На второй день турки сделали было попытку взять дьяватьские позиции штурмом. Но наши солдаты бросили несколько ручных бомб и сразу отбили наступление. Действие этих бомб очень жестокое: они начинены рубленой проволокой и при взрыве разносят мясо человеческое в клочки, оставляя на месте только исковерканные скелеты.

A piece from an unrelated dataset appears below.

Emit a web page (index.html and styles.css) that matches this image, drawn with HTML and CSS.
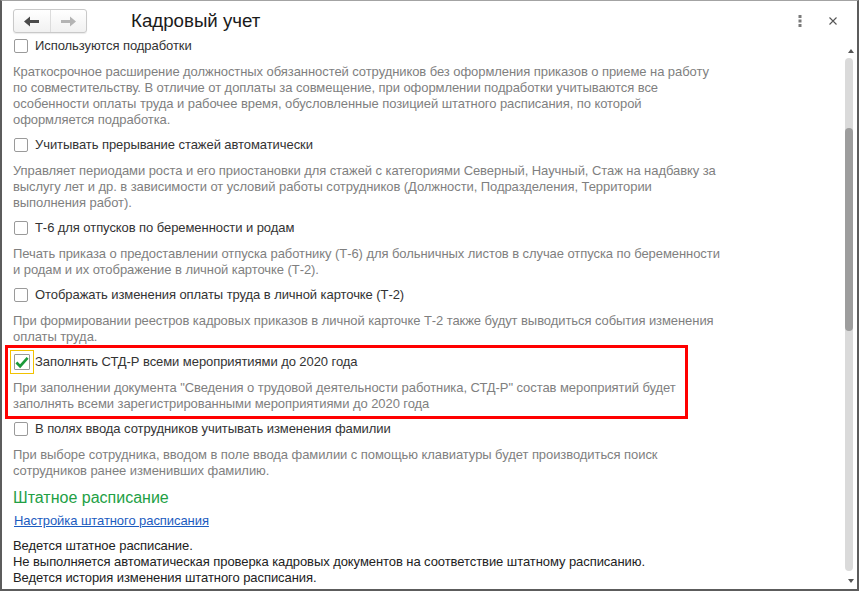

Четыре дня и пять ночей провели мы так — в тумане неизвестности. Карт для этой местности у нас не было никаких. У двух, трех старших офицеров были свои карты австрийского генерального штаба. Уже после взятия Битоля штаб нашей дивизии отпечатал на гектографе карту этих мест, только ничего почти нельзя было разобрать на ней — все линии и названия расплывались. Вообще для македонских операций наш генеральный штаб был абсолютно неподготовлен и ничего не внес в них, кроме путаницы и бестолочи. Три года у нас готовились к генеральному бою на Овчем поле, никто и не думал, что пойдем дальше Велеса, а когда решающие действия пали на другие места — Куманово, Битоль, все предположения и планы оказались спутанными. Помимо деморализации турецких войск, мы много обязаны нашими победами случаю и — туману. 4-му и 6-му полкам удалось или, вернее, посчастливилось проникнуть под Битолем в самое сердце неприятельской армии, разбить ее на две части, одну отбросить к югу, на Флорину, а другую — на Ресну. Это и решило дело.
Благодаря полной неосведомленности и нераспорядительности генерального штаба, мы оказались на дьяватьских позициях в самом затруднительном положении. Была полная возможность захватить Джавида и Фетти-пашу со всей их армией. Но по сравнению с задачей нас было до смешного мало: всего одна дивизия резерва. А в довершение у нас не было полевой артиллерии. До Гилана мы волокли с огромными затруднениями гаубицы, которые вовсе не были нам нужны. А на дьяватьские позиции явились с легкими горными пушками, которые оказались бесполезны. Турки скоро убедились, что нам нечем отвечать, и открыли по нашим позициям страшный огонь из полевых орудий. Они могли бы без труда отбросить нас, если бы их артиллерия была сколько-нибудь действительна, но, к счастью нашему, турецкие гранаты почти никогда не разрывались. На мою роту пришлось девять гранат, и ни одна не причинила нам вреда. Наши специалисты говорили мне, что не турецкие снаряды, а турецкие артиллеристы плохи: не знают расчета и мечут дорогие снаряды зря. Шрапнель турецкая разрывалась на такой высоте — метров в 200, что оказывалась совершенно почти безвредной: пули падали почти только силой собственной тяжести и причиняли ничтожные поранения. В моем батальоне убито было 50–70 солдат, много ранено, все ружейными пулями, ни одного убитого артиллерией, только двое раненых: один тяжело, другой легко.